** INFORMATION SUPPLIED **
================================

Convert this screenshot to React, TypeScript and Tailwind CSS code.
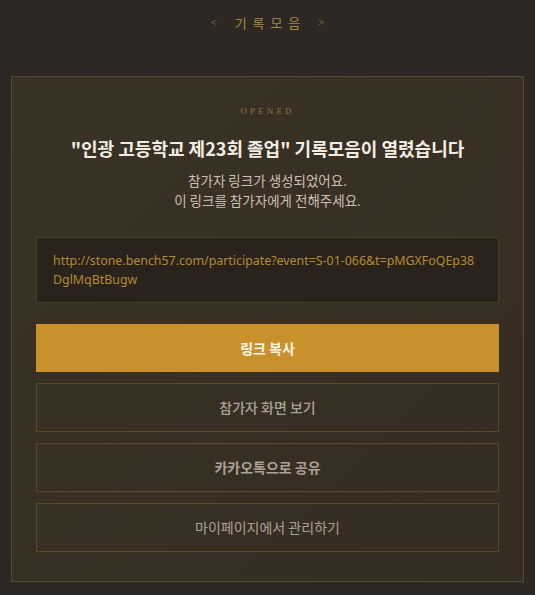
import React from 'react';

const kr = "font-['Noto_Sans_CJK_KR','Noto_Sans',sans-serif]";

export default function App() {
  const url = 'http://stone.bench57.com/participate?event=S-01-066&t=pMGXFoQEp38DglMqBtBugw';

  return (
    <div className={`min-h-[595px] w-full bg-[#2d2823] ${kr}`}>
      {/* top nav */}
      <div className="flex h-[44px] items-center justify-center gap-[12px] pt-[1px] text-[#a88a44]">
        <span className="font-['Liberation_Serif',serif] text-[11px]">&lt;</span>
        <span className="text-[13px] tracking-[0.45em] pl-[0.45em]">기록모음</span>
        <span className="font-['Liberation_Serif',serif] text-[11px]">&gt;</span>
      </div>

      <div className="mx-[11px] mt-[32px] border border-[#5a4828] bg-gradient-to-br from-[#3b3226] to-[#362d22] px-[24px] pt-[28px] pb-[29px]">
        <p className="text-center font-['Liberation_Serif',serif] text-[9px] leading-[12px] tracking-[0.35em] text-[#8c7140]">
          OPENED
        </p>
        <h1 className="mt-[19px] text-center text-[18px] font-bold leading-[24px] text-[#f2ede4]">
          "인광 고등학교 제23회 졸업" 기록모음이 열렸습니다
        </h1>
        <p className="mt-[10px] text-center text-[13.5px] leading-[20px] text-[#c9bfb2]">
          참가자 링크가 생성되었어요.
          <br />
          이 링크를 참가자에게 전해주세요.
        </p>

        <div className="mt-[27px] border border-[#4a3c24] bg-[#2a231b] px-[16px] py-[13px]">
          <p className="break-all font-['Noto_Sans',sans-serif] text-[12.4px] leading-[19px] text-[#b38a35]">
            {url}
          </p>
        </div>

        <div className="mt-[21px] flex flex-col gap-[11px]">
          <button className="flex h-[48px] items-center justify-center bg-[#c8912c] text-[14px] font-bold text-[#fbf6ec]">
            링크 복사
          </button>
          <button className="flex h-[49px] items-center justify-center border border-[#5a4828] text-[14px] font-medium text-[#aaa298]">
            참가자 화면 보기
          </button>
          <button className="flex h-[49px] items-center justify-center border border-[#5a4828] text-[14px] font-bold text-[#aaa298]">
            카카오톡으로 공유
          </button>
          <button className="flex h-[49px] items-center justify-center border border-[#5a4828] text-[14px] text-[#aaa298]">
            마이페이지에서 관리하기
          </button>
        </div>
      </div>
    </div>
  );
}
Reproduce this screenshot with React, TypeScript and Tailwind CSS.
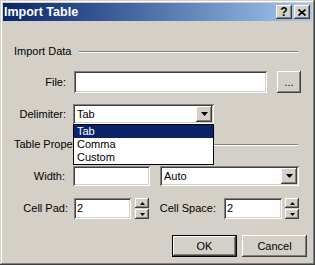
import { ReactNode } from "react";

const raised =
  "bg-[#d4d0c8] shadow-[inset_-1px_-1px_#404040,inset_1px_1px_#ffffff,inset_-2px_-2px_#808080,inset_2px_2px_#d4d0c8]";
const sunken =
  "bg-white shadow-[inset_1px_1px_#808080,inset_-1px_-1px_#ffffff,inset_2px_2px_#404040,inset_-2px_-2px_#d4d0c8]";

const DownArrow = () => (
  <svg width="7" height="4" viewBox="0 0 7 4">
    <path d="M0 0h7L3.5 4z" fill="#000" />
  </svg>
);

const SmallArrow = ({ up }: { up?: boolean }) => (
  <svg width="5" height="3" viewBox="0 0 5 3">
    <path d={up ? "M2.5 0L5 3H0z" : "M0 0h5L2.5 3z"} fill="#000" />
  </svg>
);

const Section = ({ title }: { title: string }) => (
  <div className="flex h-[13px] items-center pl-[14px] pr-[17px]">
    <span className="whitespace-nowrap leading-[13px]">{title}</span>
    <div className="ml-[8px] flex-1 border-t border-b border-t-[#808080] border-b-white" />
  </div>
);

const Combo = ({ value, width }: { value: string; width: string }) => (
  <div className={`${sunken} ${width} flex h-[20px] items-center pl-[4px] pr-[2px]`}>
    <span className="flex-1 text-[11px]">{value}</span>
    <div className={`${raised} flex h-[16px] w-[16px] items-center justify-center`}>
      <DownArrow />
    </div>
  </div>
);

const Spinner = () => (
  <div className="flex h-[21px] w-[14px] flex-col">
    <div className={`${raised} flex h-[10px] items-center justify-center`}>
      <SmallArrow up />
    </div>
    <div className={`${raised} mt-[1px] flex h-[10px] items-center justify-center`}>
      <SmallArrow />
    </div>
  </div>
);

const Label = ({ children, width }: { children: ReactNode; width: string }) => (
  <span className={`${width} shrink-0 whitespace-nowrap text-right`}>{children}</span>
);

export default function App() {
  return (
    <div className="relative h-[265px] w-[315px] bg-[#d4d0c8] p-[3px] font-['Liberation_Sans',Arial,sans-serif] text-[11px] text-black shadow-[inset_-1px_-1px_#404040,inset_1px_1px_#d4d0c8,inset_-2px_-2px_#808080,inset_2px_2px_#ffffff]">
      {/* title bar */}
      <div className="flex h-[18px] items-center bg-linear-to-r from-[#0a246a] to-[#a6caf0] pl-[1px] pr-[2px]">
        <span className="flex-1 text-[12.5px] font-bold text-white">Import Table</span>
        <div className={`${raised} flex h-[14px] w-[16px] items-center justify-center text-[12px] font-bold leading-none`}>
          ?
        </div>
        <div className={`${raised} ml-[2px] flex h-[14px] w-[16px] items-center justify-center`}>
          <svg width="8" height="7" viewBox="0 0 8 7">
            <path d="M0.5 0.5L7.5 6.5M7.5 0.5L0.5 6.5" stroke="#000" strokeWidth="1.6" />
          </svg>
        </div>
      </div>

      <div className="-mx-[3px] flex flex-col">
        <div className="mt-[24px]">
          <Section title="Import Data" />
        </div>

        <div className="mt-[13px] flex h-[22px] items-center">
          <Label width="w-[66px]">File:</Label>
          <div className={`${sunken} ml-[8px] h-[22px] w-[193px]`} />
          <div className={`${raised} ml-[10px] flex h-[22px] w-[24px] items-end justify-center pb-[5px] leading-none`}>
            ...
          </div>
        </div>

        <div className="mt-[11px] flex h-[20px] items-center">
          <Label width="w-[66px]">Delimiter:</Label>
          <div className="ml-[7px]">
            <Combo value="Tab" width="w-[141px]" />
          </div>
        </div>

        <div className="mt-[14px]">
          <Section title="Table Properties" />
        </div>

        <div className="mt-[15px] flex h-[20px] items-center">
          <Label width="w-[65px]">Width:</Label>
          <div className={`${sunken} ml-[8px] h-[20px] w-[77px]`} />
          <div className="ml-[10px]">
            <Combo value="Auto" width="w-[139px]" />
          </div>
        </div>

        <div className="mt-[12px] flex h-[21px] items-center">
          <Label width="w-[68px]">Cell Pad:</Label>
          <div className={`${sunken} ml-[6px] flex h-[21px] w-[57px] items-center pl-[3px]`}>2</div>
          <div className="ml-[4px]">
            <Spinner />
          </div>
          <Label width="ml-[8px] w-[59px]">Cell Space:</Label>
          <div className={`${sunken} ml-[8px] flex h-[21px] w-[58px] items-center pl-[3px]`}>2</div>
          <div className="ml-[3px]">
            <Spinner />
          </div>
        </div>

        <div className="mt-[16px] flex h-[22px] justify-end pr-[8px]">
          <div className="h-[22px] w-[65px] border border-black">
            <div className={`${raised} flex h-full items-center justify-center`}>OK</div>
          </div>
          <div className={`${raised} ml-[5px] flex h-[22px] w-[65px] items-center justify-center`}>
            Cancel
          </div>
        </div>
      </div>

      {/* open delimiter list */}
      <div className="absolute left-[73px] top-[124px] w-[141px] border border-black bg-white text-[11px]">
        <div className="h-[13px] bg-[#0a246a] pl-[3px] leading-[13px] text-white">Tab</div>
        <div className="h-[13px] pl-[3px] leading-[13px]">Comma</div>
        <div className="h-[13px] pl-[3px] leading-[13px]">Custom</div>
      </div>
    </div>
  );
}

================================

** WORK REQUIRED **
Copy all the entries word for word. Omit any pictures.

** TASK OUTPUT **
Convert this screenshot to React, TypeScript and Tailwind CSS code.
import React from 'react';

const kr = "font-['Noto_Sans_CJK_KR','Noto_Sans',sans-serif]";

export default function App() {
  const url = 'http://stone.bench57.com/participate?event=S-01-066&t=pMGXFoQEp38DglMqBtBugw';

  return (
    <div className={`min-h-[595px] w-full bg-[#2d2823] ${kr}`}>
      {/* top nav */}
      <div className="flex h-[44px] items-center justify-center gap-[12px] pt-[1px] text-[#a88a44]">
        <span className="font-['Liberation_Serif',serif] text-[11px]">&lt;</span>
        <span className="text-[13px] tracking-[0.45em] pl-[0.45em]">기록모음</span>
        <span className="font-['Liberation_Serif',serif] text-[11px]">&gt;</span>
      </div>

      <div className="mx-[11px] mt-[32px] border border-[#5a4828] bg-gradient-to-br from-[#3b3226] to-[#362d22] px-[24px] pt-[28px] pb-[29px]">
        <p className="text-center font-['Liberation_Serif',serif] text-[9px] leading-[12px] tracking-[0.35em] text-[#8c7140]">
          OPENED
        </p>
        <h1 className="mt-[19px] text-center text-[18px] font-bold leading-[24px] text-[#f2ede4]">
          "인광 고등학교 제23회 졸업" 기록모음이 열렸습니다
        </h1>
        <p className="mt-[10px] text-center text-[13.5px] leading-[20px] text-[#c9bfb2]">
          참가자 링크가 생성되었어요.
          <br />
          이 링크를 참가자에게 전해주세요.
        </p>

        <div className="mt-[27px] border border-[#4a3c24] bg-[#2a231b] px-[16px] py-[13px]">
          <p className="break-all font-['Noto_Sans',sans-serif] text-[12.4px] leading-[19px] text-[#b38a35]">
            {url}
          </p>
        </div>

        <div className="mt-[21px] flex flex-col gap-[11px]">
          <button className="flex h-[48px] items-center justify-center bg-[#c8912c] text-[14px] font-bold text-[#fbf6ec]">
            링크 복사
          </button>
          <button className="flex h-[49px] items-center justify-center border border-[#5a4828] text-[14px] font-medium text-[#aaa298]">
            참가자 화면 보기
          </button>
          <button className="flex h-[49px] items-center justify-center border border-[#5a4828] text-[14px] font-bold text-[#aaa298]">
            카카오톡으로 공유
          </button>
          <button className="flex h-[49px] items-center justify-center border border-[#5a4828] text-[14px] text-[#aaa298]">
            마이페이지에서 관리하기
          </button>
        </div>
      </div>
    </div>
  );
}
Reproduce this screenshot with React, TypeScript and Tailwind CSS.
import { ReactNode } from "react";

const raised =
  "bg-[#d4d0c8] shadow-[inset_-1px_-1px_#404040,inset_1px_1px_#ffffff,inset_-2px_-2px_#808080,inset_2px_2px_#d4d0c8]";
const sunken =
  "bg-white shadow-[inset_1px_1px_#808080,inset_-1px_-1px_#ffffff,inset_2px_2px_#404040,inset_-2px_-2px_#d4d0c8]";

const DownArrow = () => (
  <svg width="7" height="4" viewBox="0 0 7 4">
    <path d="M0 0h7L3.5 4z" fill="#000" />
  </svg>
);

const SmallArrow = ({ up }: { up?: boolean }) => (
  <svg width="5" height="3" viewBox="0 0 5 3">
    <path d={up ? "M2.5 0L5 3H0z" : "M0 0h5L2.5 3z"} fill="#000" />
  </svg>
);

const Section = ({ title }: { title: string }) => (
  <div className="flex h-[13px] items-center pl-[14px] pr-[17px]">
    <span className="whitespace-nowrap leading-[13px]">{title}</span>
    <div className="ml-[8px] flex-1 border-t border-b border-t-[#808080] border-b-white" />
  </div>
);

const Combo = ({ value, width }: { value: string; width: string }) => (
  <div className={`${sunken} ${width} flex h-[20px] items-center pl-[4px] pr-[2px]`}>
    <span className="flex-1 text-[11px]">{value}</span>
    <div className={`${raised} flex h-[16px] w-[16px] items-center justify-center`}>
      <DownArrow />
    </div>
  </div>
);

const Spinner = () => (
  <div className="flex h-[21px] w-[14px] flex-col">
    <div className={`${raised} flex h-[10px] items-center justify-center`}>
      <SmallArrow up />
    </div>
    <div className={`${raised} mt-[1px] flex h-[10px] items-center justify-center`}>
      <SmallArrow />
    </div>
  </div>
);

const Label = ({ children, width }: { children: ReactNode; width: string }) => (
  <span className={`${width} shrink-0 whitespace-nowrap text-right`}>{children}</span>
);

export default function App() {
  return (
    <div className="relative h-[265px] w-[315px] bg-[#d4d0c8] p-[3px] font-['Liberation_Sans',Arial,sans-serif] text-[11px] text-black shadow-[inset_-1px_-1px_#404040,inset_1px_1px_#d4d0c8,inset_-2px_-2px_#808080,inset_2px_2px_#ffffff]">
      {/* title bar */}
      <div className="flex h-[18px] items-center bg-linear-to-r from-[#0a246a] to-[#a6caf0] pl-[1px] pr-[2px]">
        <span className="flex-1 text-[12.5px] font-bold text-white">Import Table</span>
        <div className={`${raised} flex h-[14px] w-[16px] items-center justify-center text-[12px] font-bold leading-none`}>
          ?
        </div>
        <div className={`${raised} ml-[2px] flex h-[14px] w-[16px] items-center justify-center`}>
          <svg width="8" height="7" viewBox="0 0 8 7">
            <path d="M0.5 0.5L7.5 6.5M7.5 0.5L0.5 6.5" stroke="#000" strokeWidth="1.6" />
          </svg>
        </div>
      </div>

      <div className="-mx-[3px] flex flex-col">
        <div className="mt-[24px]">
          <Section title="Import Data" />
        </div>

        <div className="mt-[13px] flex h-[22px] items-center">
          <Label width="w-[66px]">File:</Label>
          <div className={`${sunken} ml-[8px] h-[22px] w-[193px]`} />
          <div className={`${raised} ml-[10px] flex h-[22px] w-[24px] items-end justify-center pb-[5px] leading-none`}>
            ...
          </div>
        </div>

        <div className="mt-[11px] flex h-[20px] items-center">
          <Label width="w-[66px]">Delimiter:</Label>
          <div className="ml-[7px]">
            <Combo value="Tab" width="w-[141px]" />
          </div>
        </div>

        <div className="mt-[14px]">
          <Section title="Table Properties" />
        </div>

        <div className="mt-[15px] flex h-[20px] items-center">
          <Label width="w-[65px]">Width:</Label>
          <div className={`${sunken} ml-[8px] h-[20px] w-[77px]`} />
          <div className="ml-[10px]">
            <Combo value="Auto" width="w-[139px]" />
          </div>
        </div>

        <div className="mt-[12px] flex h-[21px] items-center">
          <Label width="w-[68px]">Cell Pad:</Label>
          <div className={`${sunken} ml-[6px] flex h-[21px] w-[57px] items-center pl-[3px]`}>2</div>
          <div className="ml-[4px]">
            <Spinner />
          </div>
          <Label width="ml-[8px] w-[59px]">Cell Space:</Label>
          <div className={`${sunken} ml-[8px] flex h-[21px] w-[58px] items-center pl-[3px]`}>2</div>
          <div className="ml-[3px]">
            <Spinner />
          </div>
        </div>

        <div className="mt-[16px] flex h-[22px] justify-end pr-[8px]">
          <div className="h-[22px] w-[65px] border border-black">
            <div className={`${raised} flex h-full items-center justify-center`}>OK</div>
          </div>
          <div className={`${raised} ml-[5px] flex h-[22px] w-[65px] items-center justify-center`}>
            Cancel
          </div>
        </div>
      </div>

      {/* open delimiter list */}
      <div className="absolute left-[73px] top-[124px] w-[141px] border border-black bg-white text-[11px]">
        <div className="h-[13px] bg-[#0a246a] pl-[3px] leading-[13px] text-white">Tab</div>
        <div className="h-[13px] pl-[3px] leading-[13px]">Comma</div>
        <div className="h-[13px] pl-[3px] leading-[13px]">Custom</div>
      </div>
    </div>
  );
}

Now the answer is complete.